2.  When they allege Reasons in addition, and say, for example, that the Fathers are not members of the parties in today’s Controversies; We Respond, It is not sufficient that a Judge not be a member of the parties, for thus children playing in the street could most frequently be constituted as Judges to settle disputes: accurate knowledge of the controverted cause is additionally required; which is wanting in the Fathers in today’s various controversies, whence those paying less attention often also spoke with more imprudence than they would have done after the quarrel concerning such a cause was brought forward.

In order to enervate the Objections of the Papists in this cause, see also the Writers cited on § 46; HEINRICH ALTING, Theologia Elenctica nova, locus II, controversy IV with the Papists, pages 82-84; TURRETIN, Theologiæ Elencticæ, locus II, question XXI, § 11-18.

On § 46, 47, in addition consult VOETIUS’ Disputations I and II de Patribus seu Ecclesiæ antiquæ Doctoribus, Disputationum theologicarum, volume I, pages 75-106.

Chapter II:36: Opponents of Bible Reading: the Gnosimachi

The principal opponents are:

The Ancients following the Gnosimachi,[1] concerning whom JOHN OF DAMASCUS, de Hæresibus, opera, page m. 585, says, “The Gnosimachi are those that are opposed to the inquiry and knowledge of the Christians, to such an extent that they say that vain and unnecessary is the labor of those that seek any Knowledge out of the divine writings.  Neither does God require anything from the Christian, except noble and good actions.  And so it is better for one to follow their own intention with a simple and untutored heart, say they, than to expend much care in learning doctrines and sentences.”

[1] It is doubtful that the Gnosimachi were actually a well-defined sect, but they stood in opposition to the Gnostics, that is, they were doctrinally indifferent, and believed that true religion consists of a good life.

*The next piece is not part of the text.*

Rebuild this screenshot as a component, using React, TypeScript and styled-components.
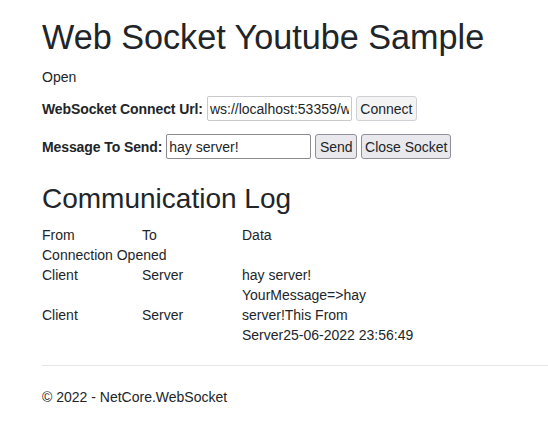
import React from "react";
import styled, { createGlobalStyle } from "styled-components";

const Global = createGlobalStyle`
  html, body { margin: 0; padding: 0; background: #fff; }
  body {
    font-family: "Liberation Sans", Arial, sans-serif;
    font-size: 14px;
    line-height: 20px;
    color: #212529;
    overflow: hidden;
  }
`;

const Page = styled.div`
  padding-left: 42px;
`;

const Title = styled.h1`
  font-size: 34.2px;
  font-weight: 400;
  line-height: 42px;
  margin: 16px 0 9px;
`;

const Status = styled.p`
  margin: 0 0 9px;
`;

const FormRow = styled.div`
  display: flex;
  align-items: center;
  gap: 4px;
  height: 25px;
  margin-bottom: 13px;
`;

const Label = styled.label`
  font-weight: 700;
  letter-spacing: -0.1px;
`;

const Input = styled.input<{ $w: number; $muted?: boolean }>`
  box-sizing: border-box;
  width: ${(p) => p.$w}px;
  height: 25px;
  padding: 1px 2px;
  font-family: "Liberation Sans", Arial, sans-serif;
  font-size: 14px;
  color: #212529;
  background: #fff;
  border: 1px solid ${(p) => (p.$muted ? "#c9c9cc" : "#8a8a90")};
  border-radius: 2px;
  outline: none;
`;

const Button = styled.button<{ $w: number; $muted?: boolean }>`
  box-sizing: border-box;
  width: ${(p) => p.$w}px;
  height: 25px;
  padding: 0;
  font-family: "Liberation Sans", Arial, sans-serif;
  font-size: 14px;
  color: #212529;
  background: ${(p) => (p.$muted ? "#f4f4f5" : "#e9e9ed")};
  border: 1px solid ${(p) => (p.$muted ? "#d0d0d4" : "#8f8f9d")};
  border-radius: 3px;
`;

const SubTitle = styled.h2`
  font-size: 28px;
  font-weight: 400;
  line-height: 34px;
  margin: 23px 0 9px;
`;

const Log = styled.table`
  border-collapse: collapse;
  border-spacing: 0;
`;

const Cell = styled.td<{ $w?: number }>`
  padding: 0;
  vertical-align: middle;
  line-height: 20px;
  width: ${(p) => (p.$w ? `${p.$w}px` : "auto")};
`;

const NoBreak = styled.span`
  white-space: nowrap;
`;

const Rule = styled.hr`
  border: 0;
  border-top: 1px solid #e5e5e5;
  margin: 20px 0 0;
`;

const Footer = styled.footer`
  padding-top: 21px;
  line-height: 20px;
`;

export default function App() {
  return (
    <>
      <Global />
      <Page>
        <Title>Web Socket Youtube Sample</Title>
        <Status>Open</Status>
        <FormRow>
          <Label>WebSocket Connect Url:</Label>
          <Input $w={145} $muted defaultValue="ws://localhost:53359/ws" />
          <Button $w={61} $muted>Connect</Button>
        </FormRow>
        <FormRow>
          <Label>Message To Send:</Label>
          <Input $w={145} defaultValue="hay server!" />
          <Button $w={42}>Send</Button>
          <Button $w={90}>Close Socket</Button>
        </FormRow>
        <SubTitle>Communication Log</SubTitle>
        <Log>
          <tbody>
            <tr>
              <Cell $w={100}>From</Cell>
              <Cell $w={100}>To</Cell>
              <Cell $w={175}>Data</Cell>
            </tr>
            <tr>
              <Cell colSpan={3}>Connection Opened</Cell>
            </tr>
            <tr>
              <Cell>Client</Cell>
              <Cell>Server</Cell>
              <Cell>hay server!</Cell>
            </tr>
            <tr>
              <Cell>Client</Cell>
              <Cell>Server</Cell>
              <Cell>
                YourMessage=&gt;hay server!This From <NoBreak>Server25-06-2022</NoBreak> 23:56:49
              </Cell>
            </tr>
          </tbody>
        </Log>
        <Rule />
        <Footer>© 2022 - NetCore.WebSocket</Footer>
      </Page>
    </>
  );
}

Chapter II:24: Socinian and Remonstrant Denial of the Necessity of Divine Illumination for Saving Understanding

The Socinians deny this, among whom Ostorodus, Institutionibus, chapter I, pages 3, 4, writes, “they err grievously and dangerously, who think think that the Sacred Scripture is in no way able to effect faith and obedience in men without the internal illumination and special revelation of the Holy Spirit; and that man is no otherwise able to have any use regarding salvation from the Scripture read or heard.”  And in chapter XXXIV de libero Arbitrio, page 285, § 3, “Whence it appears in what a dangerous error the Evangelicals abide, especially the Calvinists, etc., who think this, that men have no help from the hearing of the external Word of God, unless the Holy Spirit teaches them internally in a peculiar and hidden manner, and works faith and obedience in them”:  consult ARNOLDI’S Refutationem Catecheseos Racovianæ, pages 39-41, chapter IV, de Scriptura Sacra, § 1-4.

The Remonstrants understand things similarly, for example, in their Confessione, chapter I, § 14, “Such is the clarity and perspicuity of the Sacred Books (say they), especially ideas necessary to be understood for eternal salvation, that all Readers, not only the learned, but also the unlearned (indeed, furnished with common sense and judgment), are able to follow their meaning sufficiently:  only let them not allow themselves to be blinded by prejudice, vain confidence, or other depraved affections; but let them search this Scripture piously and painstakingly, etc.”  Add the words of Episcopius, harsh enough, Disputationibus Theologicis, part I, Disputation III, § 1-9, and part III, Disputation III, § 1-3, opera, tome 2, part 2, compared with TRIGLAND’S Kerckelycke Geschiedenissen, volume 4, page 636a.  Nevertheless, sometimes our Adversaries, either teasing with words, or compelled by the force of truth, also speak of the gift of the Holy Spirit, and its use for the understanding of the Scriptures; as it is done in Catechesi Racoviensis “de Scriptura Sacra”, chapter III, question 3, pages 16, 17, upon which place consult ARNOLDI’S Refutationem Catecheseos Racovianæ, § 1, page 39, § 2, page 40, § 10, page 43.  You also may find that JAMES ARMINIUS, in Disputationibus Theologicis publicis, thesis XI, § 8, has a sounder understanding at this point than his followers.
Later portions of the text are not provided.